リフォームは複数回に分けることでコストを抑えられますが、そもそも住宅の築年数が長い場合や建物の状態が悪い場合は将来的に建て替えの方が安上がりだったという事例も少なくありません。
・性能向上は難しい
リフォームは愛着ある家を残せることがメリットですが、一方で住宅の性能を向上させるのは難しいというデメリットもあります。
たとえば、
耐震性
省エネ性
バリアフリー
間取り
生活動線
など、新築や建て替えと比べるとこのような性能面を向上させるのは難しいです。
上記のような改善を優先的に考えている方は建て替えも視野に入れて検討が必要になってくるでしょう。
建て替えのメリット
・設計の自由度が高い
建て替えは建物の基礎から新たにつくるため、設計の自由度が新築同様に高いです。打合せなどの手間はありますが、理想の間取りや構造、設備を追い求めたい方には大きなメリットとなります。
・資産価値が上がる
住宅を建て替えると市区町村には「新築」として登録されます。
資産価値としても新築になるので、今後住宅を売りに出すなどの可能性を考えるとリフォームより優勢でしょう。
・建物の性能を高められる
リフォームだと建物性能を向上させる工事は難しいですが、基礎からつくる建て替えの場合は耐震性や断熱性、バリアフリーといった性能を考慮に入れて設計することができます。
近年では予測を超えた自然災害が多く起こっているので、安全で快適な暮らしを手に入れられることは大きなメリットといえるでしょう。
・ローンが組みやすい
実は、多くの金融機関では住宅ローンの使い道を「マイホームの購入、建築、増築、改築資金」に限定しているため、リフォーム用途での利用はできません。
建て替えはリフォームと比べて費用がかかりますが、その反面金利の低い住宅ローンが組みやすくなるのです。ローンを組むことで今後の資金計画も立てやすくなるというメリットを受けることができます。
建て替えのデメリット
・コストが高い
建て替えの大きなデメリットはコストが高いことです。
リフォームに比べると解体や撤去などが必要なため費用がかさむことは避けられません。
・工期が長い
建て替えはリフォームと比べて工期が長くなってしまうことも大きなデメリットの1つです。一般的には3~8ヶ月が建て替え工期の目安といわれているので、その期間に住む仮住まいを探しておく必要もあります。

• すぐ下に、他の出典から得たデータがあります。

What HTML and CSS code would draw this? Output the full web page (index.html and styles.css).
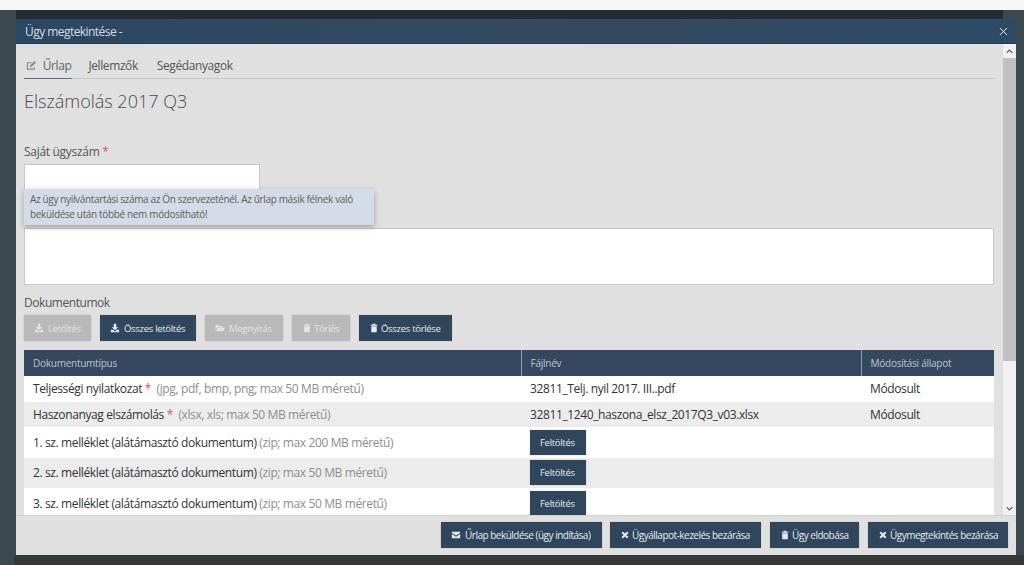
FILE: index.html
```html
<!DOCTYPE html>
<html lang="hu">
<head>
<meta charset="utf-8">
<title>Ügy megtekintése</title>
<link rel="stylesheet" href="styles.css">
</head>
<body>
<svg class="defs" width="0" height="0" aria-hidden="true">
  <symbol id="i-down" viewBox="0 0 12 12"><path fill="currentColor" d="M4.500 1h3v4h2.500L6 8.600 2 5h2.500zM1 8h2.600L6 10.100 8.400 8H11v3H1z"/></symbol>
  <symbol id="i-folder" viewBox="0 0 12 12"><path fill="currentColor" d="M0.500 2.500h3.500l1 1h4v1.300H3L0.500 8.500zM3.500 5.500H12L9.800 9.800H1.200z"/></symbol>
  <symbol id="i-trash" viewBox="0 0 12 12"><path fill="currentColor" d="M4.500 1h3l.5 1h2v1.200H2V2h2zM2.700 3.800h6.600V11H2.700z"/></symbol>
  <symbol id="i-mail" viewBox="0 0 12 12"><path fill="currentColor" d="M1 2.200h10v1.300L6 6.600 1 3.500zM1 4.800 6 8l5-3.200v5H1z"/></symbol>
  <symbol id="i-x" viewBox="0 0 12 12"><path fill="none" stroke="currentColor" stroke-width="2.400" d="M2.700 2.700l6.600 6.600M9.300 2.700l-6.600 6.600"/></symbol>
</svg>
<div class="topbar"></div>
<div class="stage">
  <div class="backstrip"></div>
  <section class="modal">
    <header class="modal-head">
      <span>Ügy megtekintése -</span>
      <svg class="close" viewBox="0 0 10 10"><path d="M1 1l8 8M9 1l-8 8" fill="none" stroke="currentColor" stroke-width="1"/></svg>
    </header>
    <div class="modal-scroll">
      <div class="modal-body">
        <nav class="tabs">
          <a class="tab active">
            <svg class="tab-icon" viewBox="0 0 12 12"><path fill="none" stroke="currentColor" stroke-width="1.200" d="M9 7.500V10H1.500V3H6"/><path fill="currentColor" d="M4.500 6l4.800-4.800 1.500 1.500L6 7.500H4.500z"/></svg>
            Űrlap
          </a>
          <a class="tab">Jellemzők</a>
          <a class="tab">Segédanyagok</a>
        </nav>
        <h1 class="title">Elszámolás 2017 Q3</h1>
        <label class="field-label">Saját ügyszám<span class="req"> *</span></label>
        <div class="field-wrap">
          <div class="input"></div>
          <div class="tooltip">Az ügy nyilvántartási száma az Ön szervezeténél. Az űrlap másik félnek való beküldése után többé nem módosítható!</div>
        </div>
        <div class="textarea"></div>
        <div class="doc-label">Dokumentumok</div>
        <div class="toolbar">
          <button class="btn off"><svg class="ic"><use href="#i-down"/></svg>Letöltés</button>
          <button class="btn"><svg class="ic"><use href="#i-down"/></svg>Összes letöltés</button>
          <button class="btn off"><svg class="ic"><use href="#i-folder"/></svg>Megnyitás</button>
          <button class="btn off"><svg class="ic tight"><use href="#i-trash"/></svg>Törlés</button>
          <button class="btn"><svg class="ic tight"><use href="#i-trash"/></svg>Összes törlése</button>
        </div>
        <table class="docs">
          <colgroup><col class="c1"><col class="c2"><col class="c3"></colgroup>
          <thead>
            <tr><th>Dokumentumtípus</th><th>Fájlnév</th><th>Módosítási állapot</th></tr>
          </thead>
          <tbody>
            <tr class="r-text"><td>Teljességi nyilatkozat <span class="req">*</span> <span class="hint">&nbsp;(jpg, pdf, bmp, png; max 50 MB méretű)</span></td><td>32811_Telj. nyil 2017. III..pdf</td><td>Módosult</td></tr>
            <tr class="r-text"><td>Haszonanyag elszámolás <span class="req">*</span> <span class="hint">&nbsp;(xlsx, xls; max 50 MB méretű)</span></td><td>32811_1240_haszona_elsz_2017Q3_v03.xlsx</td><td>Módosult</td></tr>
            <tr class="r-btn"><td>1. sz. melléklet (alátámasztó dokumentum) <span class="hint">(zip; max 200 MB méretű)</span></td><td><button class="btn up">Feltöltés</button></td><td></td></tr>
            <tr class="r-btn"><td>2. sz. melléklet (alátámasztó dokumentum) <span class="hint">(zip; max 50 MB méretű)</span></td><td><button class="btn up">Feltöltés</button></td><td></td></tr>
            <tr class="r-btn"><td>3. sz. melléklet (alátámasztó dokumentum) <span class="hint">(zip; max 50 MB méretű)</span></td><td><button class="btn up">Feltöltés</button></td><td></td></tr>
          </tbody>
        </table>
      </div>
      <div class="scrollbar">
        <div class="sb-arrow"><svg viewBox="0 0 10 6"><path d="M1 5l4-4 4 4" fill="none" stroke="currentColor" stroke-width="1.500"/></svg></div>
        <div class="sb-track"><div class="sb-thumb"></div></div>
        <div class="sb-arrow"><svg viewBox="0 0 10 6"><path d="M1 1l4 4 4-4" fill="none" stroke="currentColor" stroke-width="1.500"/></svg></div>
      </div>
    </div>
    <footer class="modal-foot">
      <button class="btn big"><svg class="ic"><use href="#i-mail"/></svg>Űrlap beküldése (ügy indítása)</button>
      <button class="btn big"><svg class="ic tight"><use href="#i-x"/></svg>Ügyállapot-kezelés bezárása</button>
      <button class="btn big"><svg class="ic tight"><use href="#i-trash"/></svg>Ügy eldobása</button>
      <button class="btn big"><svg class="ic tight"><use href="#i-x"/></svg>Ügymegtekintés bezárása</button>
    </footer>
  </section>
  <div class="bottomstrip"></div>
</div>
</body>
</html>
```
FILE: styles.css
```css
* { box-sizing: border-box; }
html, body { margin: 0; height: 100%; overflow: hidden; }
body {
  font-family: "Open Sans", "Noto Sans", sans-serif;
  font-size: 13px;
  color: #3c3c3c;
  background: #f5f5f5;
  display: flex;
  flex-direction: column;
}
.defs { position: absolute; }
.topbar { height: 10px; background: #f5f6f6; flex: none; }
.stage {
  flex: 1;
  min-height: 0;
  background: #3a4a50;
  padding: 0 8px 0 16px;
  display: flex;
  flex-direction: column;
}
.backstrip { height: 9px; margin-right: 13px; background: #242d34; flex: none; }
.bottomstrip { height: 10px; flex: none; margin: 0 -8px 0 -2px; background: #353839; }
.modal {
  flex: 1;
  min-height: 0;
  display: flex;
  flex-direction: column;
  background: #e0e0e0;
}
.modal-head {
  height: 25px;
  flex: none;
  background: linear-gradient(90deg, #2b4862, #33495f 60%, #2c4a66);
  color: #d5dce3;
  font-size: 12px;
  letter-spacing: -.55px;
  display: flex;
  align-items: center;
  justify-content: space-between;
  padding: 0 8px 0 9px;
  border-bottom: 1px solid #21384d;
}
.close { width: 9px; height: 9px; color: #fff; }
.modal-scroll { flex: 1; min-height: 0; display: flex; overflow: hidden; }
.modal-body { flex: 1; min-width: 0; padding: 10px 9px 0 8px; overflow: hidden; }
.tabs { display: flex; gap: 17px; height: 25px; border-bottom: 1px solid #c9c9c9; font-size: 12px; letter-spacing: -.4px; color: #555; }
.tab { padding: 0 1px; height: 25px; line-height: 23px; display: block; }
.tab.active { border-bottom: 1px solid #5b7286; color: #666; margin-right: -2px; }
.tab-icon { width: 11px; height: 11px; color: #888; vertical-align: -1px; margin-right: 3px; margin-left: 1px; }
.title { font-size: 18px; font-weight: 300; color: #4a4a4a; margin: 10px 0 0; line-height: 25px; height: 25px; }
.field-label { display: block; margin-top: 29px; font-size: 12px; letter-spacing: -.3px; line-height: 17px; color: #555; }
.req { color: #d9534f; }
.field-wrap { position: relative; margin-top: 4px; height: 64px; }
.input { width: 236px; height: 30px; background: #fff; border: 1px solid #c8c8c8; }
.tooltip {
  position: absolute;
  left: 0;
  top: 25px;
  width: 350px;
  height: 36px;
  padding: 3px 6px;
  font-size: 10px;
  letter-spacing: -.35px;
  line-height: 15px;
  background: #d2dbe6;
  color: #606060;
  box-shadow: 0 2px 6px rgba(0,0,0,.3);
}
.textarea { height: 57px; background: #fff; border: 1px solid #c8c8c8; }
.doc-label { margin-top: 9px; font-size: 12px; letter-spacing: -.45px; line-height: 17px; color: #555; }
.toolbar { display: flex; gap: 9px; margin-top: 4px; }
.btn {
  height: 26px;
  border: 0;
  padding: 0 10px;
  background: #2f465d;
  color: #e6ebef;
  font-family: inherit;
  font-size: 9.500px;
  letter-spacing: -.3px;
  display: inline-flex;
  align-items: center;
  white-space: nowrap;
  box-shadow: 0 0 1px rgba(0,0,0,.3);
}
.btn.off { background: #b9b9b9; color: #e4e4e4; }
.ic { width: 10px; height: 10px; margin-right: 4px; flex: none; }
.ic.tight { margin-right: 2px; }
.toolbar .btn:nth-child(1) { width: 67px; }
.toolbar .btn:nth-child(2) { width: 96px; }
.toolbar .btn:nth-child(3) { width: 78px; }
.toolbar .btn:nth-child(4) { width: 58px; }
.toolbar .btn:nth-child(5) { width: 93px; }
.docs { width: 970px; margin-top: 9px; border-collapse: collapse; table-layout: fixed; font-size: 12px; letter-spacing: -.38px; }
.c1 { width: 497px; }
.c2 { width: 340px; }
.docs th {
  height: 26px;
  background: #34495f;
  color: #b9c6d2;
  font-size: 10px;
  letter-spacing: -.25px;
  font-weight: 400;
  text-align: left;
  padding: 0 9px;
  border-right: 1px solid #8ba0b3;
}
.docs th:last-child { border-right: 0; }
.docs td { padding: 0 9px; background: #fff; color: #333; white-space: nowrap; }
.docs tr:nth-child(even) td { background: #ececec; }
.r-text td { height: 25.500px; }
.r-btn td { height: 30.500px; }
.hint { color: #8e8e8e; }
.btn.up { height: 25px; padding: 0 10px; width: 56px; vertical-align: middle; }
.scrollbar { width: 13px; flex: none; background: #f1f1f1; display: flex; flex-direction: column; }
.sb-arrow { height: 14px; flex: none; background: #f1f1f1; color: #505050; display: flex; align-items: center; justify-content: center; }
.sb-arrow svg { width: 7px; height: 5px; }
.sb-track { flex: 1; min-height: 0; }
.sb-thumb { height: 303px; background: #c1c1c1; }
.modal-foot {
  height: 40px;
  flex: none;
  display: flex;
  justify-content: flex-end;
  align-items: center;
  gap: 9px;
  padding: 0 8px 2px 0;
  border-top: 1px solid #cfcfcf;
}
.btn.big { height: 26px; font-size: 10px; letter-spacing: -.5px; padding: 0 10px; }
.modal-foot .btn:nth-child(1) { width: 161px; margin-right: -1px; }
.modal-foot .btn:nth-child(2) { width: 151px; }
.modal-foot .btn:nth-child(3) { width: 89px; }
.modal-foot .btn:nth-child(4) { width: 140px; }
```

仮住まいへの引っ越しと仮住まいから新居への引っ越し、時間や手間、費用面でも負担がかかることを覚悟しておきましょう。
・愛着ある建物が残らない
リフォームとの大きな違いは、建て替えの場合だと愛着ある建物を残すことができないということです。長年の思い出がつまった“我が家”を失うことになるので精神的な喪失感は避けられません。
・各種税金がかかる
家を建て替えた場合、住宅を購入したときと同様にかかる「不動産取得税」、建て替えのために必要な登記の一部にかかる「登録免許税」、「印紙税」といった項目の税金が課せられます。
・土地によっては建て替えできない場合もある
土地の状態によっては建て替えができない場合もあります。
住宅購入後に建て替えをしたいと考えている方は、その物件が法的に建て替え条件を満たしているか事前に確認しておきましょう。
リフォームか建て替えかの判断基準
リフォームと建て替え、それぞれのメリットデメリットをもとに判断基準をまとめてみました。
自分の住宅の状態がどちらに当てはまるのかぜひ参考にしてみてください。
リフォームが向くパターン
費用を抑えたい
工期を短く済ませたい
必要な部分だけ改修したい
現在の建物を一部でも残したい
減築を考えている
築年数が20年未満と浅い
将来的に大きな修繕の必要がない
金利が高くても短期で返済を完了したい
複数の業者を検討したい
環境に配慮したい
建て替えが向くパターン
地盤や基礎に不安がある
築30年以上経過している
家族が住み継ぐことを見越して長期的な安心が欲しい
設計の自由度が欲しい
二世帯住宅にしたい
大幅な増築をしたい
平屋や3階建てに建て替えたい
耐久性、耐震性、断熱性、バリアフリーなど住宅の性能を高めたい
住宅の資産価値を高めたい
ローンから資金を得たい
後から後悔しないためには、自分が大切にしたい判断基準に優先順位をつけておくと良いです。費用や資金計画、将来性、家族構成など、さまざまな視点を考慮して話し合いや決定に活かしましょう。
リフォームと建て替えのどっちか迷ったら
リフォームと建て替えには、費用や工期、メリットデメリットなどさまざまな点で違いがあります。
どちらにおいてもすべてを計画通りに行うことは難しいですが、取り掛かる前に自分の優先したいことを考えておくだけで満足度の高い結果が得られるでしょう。
家族と長い時間を育む場所なので、ぜひこの記事も参考にしながらじっくりと問題に向き合ってみてくださいね。